What happens to my cryptocurrency when I die?

The popularity of cryptocurrency has skyrocketed in recent years with millionaires being made overnight.

Due to the increasing use of blockchain technology (the technology that allows cryptocurrencies to exist) the landscape is constantly evolving – in 2022, there are now over 16,000 different cryptocurrencies! So, the question we are increasingly asked in recent years is ‘what will happen to my cryptocurrency when I die, or if I no longer have the mental capacity to make decisions for myself?’.

What are cryptocurrencies?

Cryptocurrencies are a type of digital currency that’s controlled independently from a central bank.

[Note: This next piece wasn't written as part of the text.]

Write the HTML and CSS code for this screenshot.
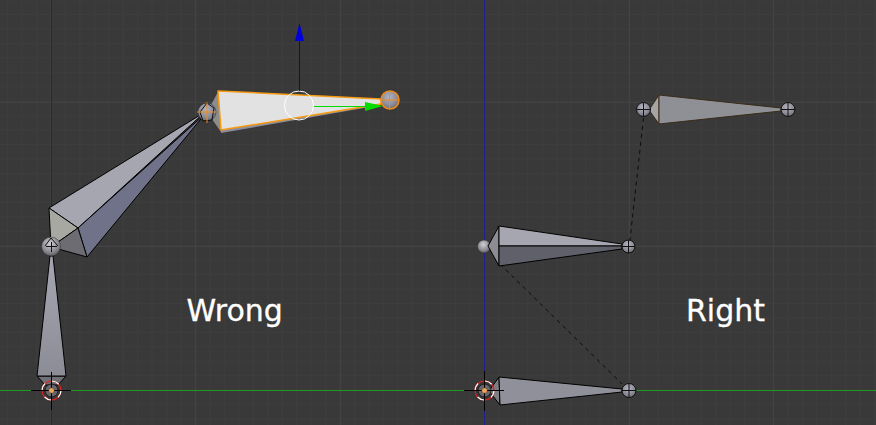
FILE: index.html
```html
<!DOCTYPE html>
<html lang="en">
<head>
<meta charset="utf-8">
<title>Bones</title>
<link rel="stylesheet" href="styles.css">
</head>
<body>
<svg class="viewport" width="876" height="425" viewBox="0 0 876 425" xmlns="http://www.w3.org/2000/svg">
  <defs>
    <pattern id="minor" x="7" y="14" width="14.45" height="14.45" patternUnits="userSpaceOnUse">
      <path d="M0.5 0V14.45M0 0.5H14.45" class="grid-minor"/>
    </pattern>
    <radialGradient id="ball" cx="0.45" cy="0.35" r="0.75">
      <stop offset="0" stop-color="#b4b4c0"/>
      <stop offset="0.6" stop-color="#8a8a96"/>
      <stop offset="1" stop-color="#5a5a64"/>
    </radialGradient>
    <radialGradient id="ballLight" cx="0.45" cy="0.35" r="0.75">
      <stop offset="0" stop-color="#cfcfd4"/>
      <stop offset="0.55" stop-color="#8e8e94"/>
      <stop offset="1" stop-color="#4c4c52"/>
    </radialGradient>
    <linearGradient id="shaft" x1="0" y1="0" x2="0" y2="1">
      <stop offset="0" stop-color="#a6a6b2"/>
      <stop offset="1" stop-color="#8c8c96"/>
    </linearGradient>
  </defs>

  <rect width="876" height="425" class="bg"/>
  <rect width="876" height="425" fill="url(#minor)"/>

  <path d="M195.5 0V425M340.5 0V425M629.5 0V425M773.5 0V425M0 102.5H876M0 246.5H876" class="grid-major"/>
  <path d="M51.5 0V425" class="axis-z"/>
  <path d="M484.5 0V425" class="axis-z"/>
  <path d="M0 390.5H876" class="axis-y"/>

  <!-- Wrong chain -->
  <g class="bone">
    <polygon points="37,376 66,376 58,385 45,385" fill="#6f6f76"/>
    <polygon points="50,256 53,256 66,376 37,376" fill="url(#shaft)"/>
  </g>
  <g>
    <circle cx="51.5" cy="390.5" r="6.5" class="cursor-base"/>
    <circle cx="51.5" cy="390.5" r="9.5" class="cursor-red"/>
    <circle cx="51.5" cy="390.5" r="9.5" class="cursor-white"/>
    <path d="M31 390.5H71M51.5 372V410" class="cursor-cross"/>
    <circle cx="51.5" cy="390.5" r="2.6" class="origin"/>
  </g>

  <g class="bone">
    <polygon points="49,208 78,228 205,112" fill="#a6a6b0"/>
    <polygon points="78,228 87,257 205,114" fill="#6f7289"/>
    <polygon points="49,208 78,228 51,247" fill="#a8a8a2"/>
    <polygon points="78,228 87,257 51,247" fill="#6c6c72"/>
  </g>
  <circle cx="51" cy="246.5" r="9.5" fill="url(#ballLight)" class="ball-edge-soft"/>
  <path d="M45 246L51 238L58 246M46 246.500H57M51.500 242V252" class="thin-dark"/>

  <g>
    <polygon points="207,112 218,92 221,132" class="neck-selected"/>
    <polygon points="218,92 221,133 381,105" class="under-selected"/>
    <polygon points="218,91 221,130 381,104 381,99" class="selected-fill"/>
  </g>
  <circle cx="207" cy="112" r="9" fill="url(#ball)" class="ball-edge-soft"/>
  <path d="M200 112L207 103L214 108L212 120L203 121Z" class="thin-dark"/>
  <path d="M197 112H216M207 102V123" class="orange-thin"/>
  <circle cx="390" cy="100" r="9" fill="url(#ball)" class="orange-ring"/>
  <path d="M381 100H399M389.500 91V109" class="orange-thin"/>

  <!-- Manipulator -->
  <circle cx="299" cy="105.500" r="14.500" class="widget-ring"/>
  <path d="M299.500 41V91" class="arrow-blue-line"/>
  <polygon points="299.500,23 304,41 295,41" class="arrow-blue"/>
  <path d="M314 106.500H366" class="arrow-green-line"/>
  <polygon points="365,102 383,106 365,111" class="arrow-green"/>

  <!-- Right chain -->
  <path d="M643.500 118L630 240" class="dash"/>
  <path d="M500 264L622 384" class="dash"/>

  <circle cx="484" cy="246.500" r="6.500" fill="url(#ballLight)" class="ball-edge-soft"/>
  <g class="bone">
    <polygon points="488,246 499,226 499,266" fill="#8c8c92"/>
    <polygon points="499,226 499,246 622,246 622,244" fill="#a6a6b0"/>
    <polygon points="499,266 499,246 622,246 622,249" fill="#60606a"/>
  </g>
  <circle cx="628.500" cy="246.500" r="6.500" fill="url(#ball)" class="ball-edge"/>
  <path d="M622 246.500H635M628.500 240V253" class="thin-dark"/>

  <g class="bone">
    <polygon points="489,391 499,377 500,405" fill="#7d7d84"/>
    <polygon points="499,377 500,405 622,392 622,389" fill="#90909a"/>
  </g>
  <circle cx="629" cy="390.500" r="7" fill="url(#ball)" class="ball-edge"/>
  <path d="M622 390.500H636M629 384V397" class="thin-dark"/>
  <g>
    <circle cx="484.500" cy="390.500" r="6.500" class="cursor-base"/>
    <circle cx="484.500" cy="390.500" r="9.500" class="cursor-red"/>
    <circle cx="484.500" cy="390.500" r="9.500" class="cursor-white"/>
    <path d="M464 390.500H504M484.500 371V411" class="cursor-cross"/>
    <circle cx="484.500" cy="390.500" r="2.600" class="origin"/>
  </g>

  <g class="bone-brown">
    <polygon points="649,110 659,95 659,124" fill="#a5a5a5"/>
    <polygon points="659,95 659,124 781,111 781,108" fill="#8f8f96"/>
  </g>
  <circle cx="643.500" cy="109.500" r="7" fill="url(#ball)" class="ball-edge"/>
  <path d="M637 109.500H651M643.500 103V117" class="thin-dark"/>
  <circle cx="788" cy="109.500" r="7" fill="url(#ball)" class="ball-edge"/>
  <path d="M781 109.500H795M788 102.500V116.500" class="thin-dark"/>

  <text x="186.500" y="321" class="label">Wrong</text>
  <text x="686" y="321" class="label">Right</text>
</svg>
</body>
</html>
```

FILE: styles.css
```css
html, body {
  margin: 0;
  padding: 0;
  background: #393939;
  overflow: hidden;
}

.viewport {
  display: block;
}

.bg { fill: #393939; }
.grid-minor { fill: none; stroke: #3d3d3d; stroke-width: 1; }
.grid-major { fill: none; stroke: #434343; stroke-width: 1; }
.axis-z { fill: none; stroke: #20208c; stroke-width: 1; }
.axis-y { fill: none; stroke: #1f9a1f; stroke-width: 1; }

.bone polygon { stroke: #000; stroke-width: 1; stroke-linejoin: round; }
.bone-brown polygon { stroke: #3a2c18; stroke-width: 1; stroke-linejoin: round; }
.neck-selected { fill: #8c8c8c; }
.under-selected { fill: #8d8d9c; }
.selected-fill { fill: #e2e2e2; stroke: #f59a12; stroke-width: 1.5; stroke-linejoin: round; }

.ball-edge { stroke: #111; stroke-width: 1; }
.ball-edge-soft { stroke: #2a2a2a; stroke-width: 0.5; }
.orange-ring { stroke: #f08a1a; stroke-width: 1.5; }
.orange-thin { fill: none; stroke: #f08a1a; stroke-width: 1; }
.thin-dark { fill: none; stroke: #111; stroke-width: 1; }

.cursor-base { fill: #66666c; stroke: #222; stroke-width: 1; }
.cursor-red { fill: none; stroke: #e02020; stroke-width: 1.2; }
.cursor-white { fill: none; stroke: #fff; stroke-width: 1.2; stroke-dasharray: 7.5 7.5; }
.cursor-cross { fill: none; stroke: #000; stroke-width: 1; }
.origin { fill: #f0a860; stroke: #7a5020; stroke-width: 0.5; }

.widget-ring { fill: none; stroke: #fff; stroke-width: 1; }
.arrow-blue-line { fill: none; stroke: #0000dc; stroke-width: 1; }
.arrow-blue { fill: #0000dc; }
.arrow-green-line { fill: none; stroke: #00dc00; stroke-width: 1; }
.arrow-green { fill: #00dc00; }

.dash { fill: none; stroke: #0c0c0c; stroke-width: 1; stroke-dasharray: 4 4; }

.label {
  font-family: "DejaVu Sans", sans-serif;
  font-size: 30px;
  fill: #ffffff;
  stroke: #ffffff;
  stroke-width: 0.3;
}
```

The currency is supported by technology called blockchain, a public ledger that can’t be changed.

Cryptocurrencies are held in a digital wallet and can be exchanged for goods and or services in the digital sphere. They can be transferred directly from person to person without using a bank or third party. In order to access this digital wallet, users must have their cryptographic keys, known as a private key and a public key.

How do I pass my cryptocurrency on when I die?

Cryptocurrency can be left to your loved ones in your Will in the same way as other assets. If you do not leave a Will, your estate will pass under the Rules of Intestacy to your spouse and/or close family members in a specified order. Cryptocurrency can also be placed into a trust in the same way that other assets are, to benefit future generations.

The value of your cryptocurrency holding will be included in your estate for Inheritance Tax purposes. Today in 2022 the price of a Bitcoin, the first cryptocurrency, could be anywhere between £25,000-£40,000 (the value is changing by the second). For less known coins, it is worth seeking specialist advice if unsure about the value. Given the possible value, it is important to understand the tax implications of passing on your cryptocurrency and investigating possible ways to minimise the impact of such taxes.

What happens to my cryptocurrency if I lose mental capacity?

If mental capacity is lost, an attorney acting under a registered Lasting Power of Attorney for property and financial affairs would be able to make decisions in relation to the cryptoassets.

What are the difficulties?

There are two main difficulties that can arise when passing on cryptocurrency, or managing cryptocurrency on behalf of someone else where, say, capacity is an issue.  These are the providers’ terms of use and access.

Terms of use:- If a deceased’s wallet was managed by a third party such as a crypto exchange, particularly one in a foreign jurisdiction, access will be governed by the terms of use of the exchange and non-account holders. This can result in an attorney or personal representative of the deceased being unable to log in and deal with the cryptocurrency without breaching the provider’s terms of use.

Access:- Millions of pounds worth of cryptocurrency has been lost because owners have died without making the appropriate provisions to allow access to the currency. The details of how to access your cryptocurrency holding must be made available after your death or the asset will be lost. This should include all your usernames for online accounts and the public and private keys for each.

It is also worth noting that wanting to access someone else’s account without specific authority, for e.g. for someone who has lost mental capacity, may breach certain laws, depending on the jurisdiction which governs the account in question. So if you do not have your wishes properly documented, prepared and/or witnessed, there could be significant implications for your attorney or personal representative.

In conclusion

If you trade in cryptocurrency, it is important that you make provision for when you die or in case you lose mental capacity. It can be a complicated matter involving various laws and jurisdictions, and with serious tax implications, including Inheritance Tax and Capital Gains Tax. Speaking to a solicitor is essential if you have significant cryptoassets.

There are other digital assets that have no monetary value, but would need to be managed when you die. These include digital subscriptions (e.g. Netflix, Spotify, Amazon Prime); social media accounts (Instagram, Facebook, Twitter); and many more. There is no uniform policy for dealing with online platforms when someone dies, but it something that requires some consideration in advance. As well as helping you plan, your solicitor can keep a secure record of your account details, including usernames and passwords, securely on file.